Steps to Perform Topological Sort:

1. Graph Representation: Represent the tasks and dependencies using an adjacency list.
2. Indegree Calculation: For each task, count the number of dependencies it has (indegree).
3. Queue Initialisation: Start with tasks that have no dependencies (indegree of zero).
4. Process Tasks: Repeatedly take tasks with zero indegree from the queue, add them to the result, and decrease the indegree of their dependent tasks. Add newly dependency-free tasks to the queue.
5. Check for Cycles: If all tasks are processed, a valid ordering exists. If not, there's a cycle, and a valid ordering is impossible.
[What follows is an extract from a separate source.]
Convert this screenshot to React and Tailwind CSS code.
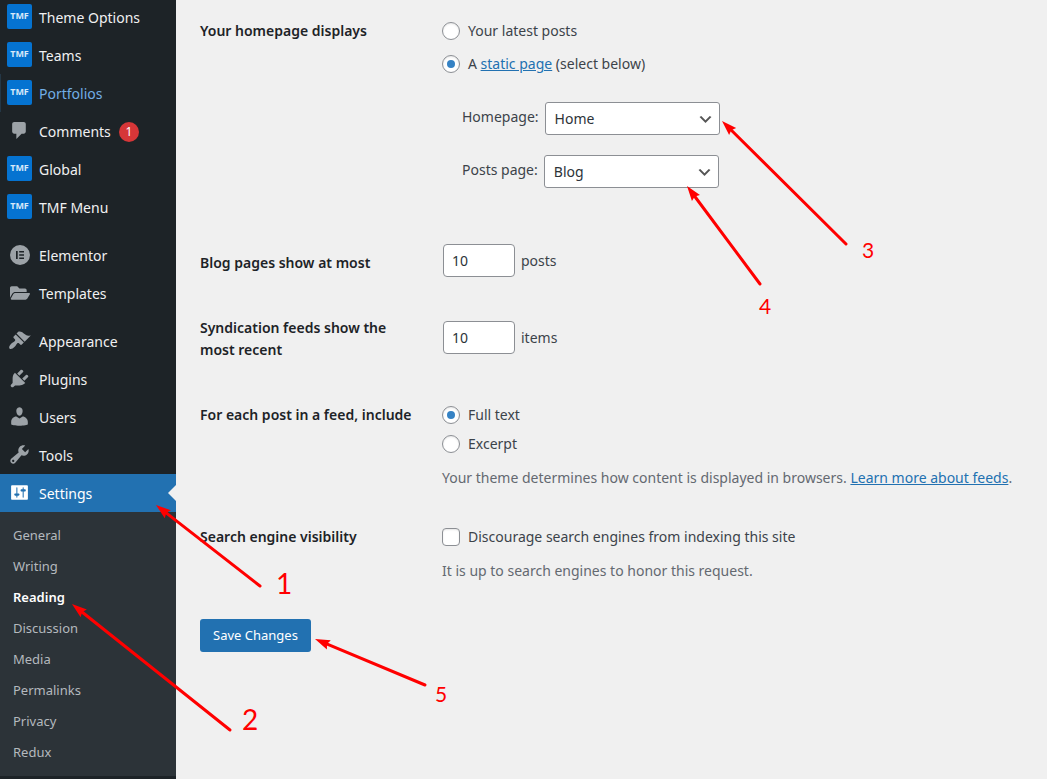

Applying Topological Sort to Course Schedule II:

To solve the Course Schedule II problem using topological sort, follow these steps:

1. Graph Representation: Use an adjacency list to represent courses and their prerequisites.
2. Indegree Array: Track the number of prerequisites (indegree) for each course.
3. Queue for Zero Indegree: Use a queue to manage courses with zero prerequisites.
4. Topological Sort:
   • Process nodes with zero indegree.
   • Add the course to the result list.
   • Reduce the indegree for all its neighbors.
   • Add neighbors with zero indegree to the queue.
5. Cycle Detection: If the number of processed courses is less than numCourses, there is a cycle, and you should return an empty array.

Example Workflow:

Consider numCourses = 4 and prerequisites = [[1, 0], [2, 0], [3, 1], [3, 2]]:

1. Graph and Indegree Construction:
   • adj = [[1, 2], [3], [3], []]
   • indegree = [0, 1, 1, 2]
2. Initialise Queue:
   • Courses with zero indegree: [0]
3. Process Courses:
   • Process 0: result = [0]
     • Decrease indegree of 1 and 2: indegree = [0, 0, 0, 2]
     • Add 1 and 2 to queue: queue = [1, 2]
   • Process 1: result = [0, 1]
     • Decrease indegree of 3: indegree = [0, 0, 0, 1]
   • Process 2: result = [0, 1, 2]
     • Decrease indegree of 3: indegree = [0, 0, 0, 0]
     • Add 3 to queue: queue = [3]
   • Process 3: result = [0, 1, 2, 3]
4. Check for Cycles:
   • result.length === numCourses: [0, 1, 2, 3]

Code Implementation

/**
 * @param {number} numCourses
 * @param {number[][]} prerequisites
 * @return {number[]}
 */
var findOrder = function (numCourses, prerequisites) {
    let N = numCourses;
    let adj = new Array(N).fill(null).map(() => []);
    let indegree = new Array(N).fill(0);
    // let = prerequisites = [[1,0],[0,1]]; // [[1,0]]
    // Build the graph and fill the indegree array
    prerequisites.forEach(([course, pre]) => {
        adj[pre].push(course);
        indegree[course]++;
    });
    // console.log("adj", adj);
    // console.log("indegree", indegree);

    // Initialise the queue with courses having zero indegree
    let q = [];
    for (let i = 0; i < N; i++) {
        if (indegree[i] === 0) q.push(i);
    }
    console.log("q", q);

    let result = [];
    while (q.length > 0) {
        let course = q.shift();
        // console.log("shifted course", course)
        result.push(course);

        // Decrease the indegree of adjacent courses
        for (let nextCourse of adj[course]) {
            // console.log("next course", nextCourse)
            indegree[nextCourse]--;
            if (indegree[nextCourse] === 0) q.push(nextCourse);
        }
    }

    // Check if the result contains all courses
    return result.length === N ? result : [];
};

Summary:

Topological sort is a powerful algorithm for ordering tasks with dependencies. Recognise it by looking for prerequisite relationships and apply it by ensuring tasks are processed only when their dependencies are met.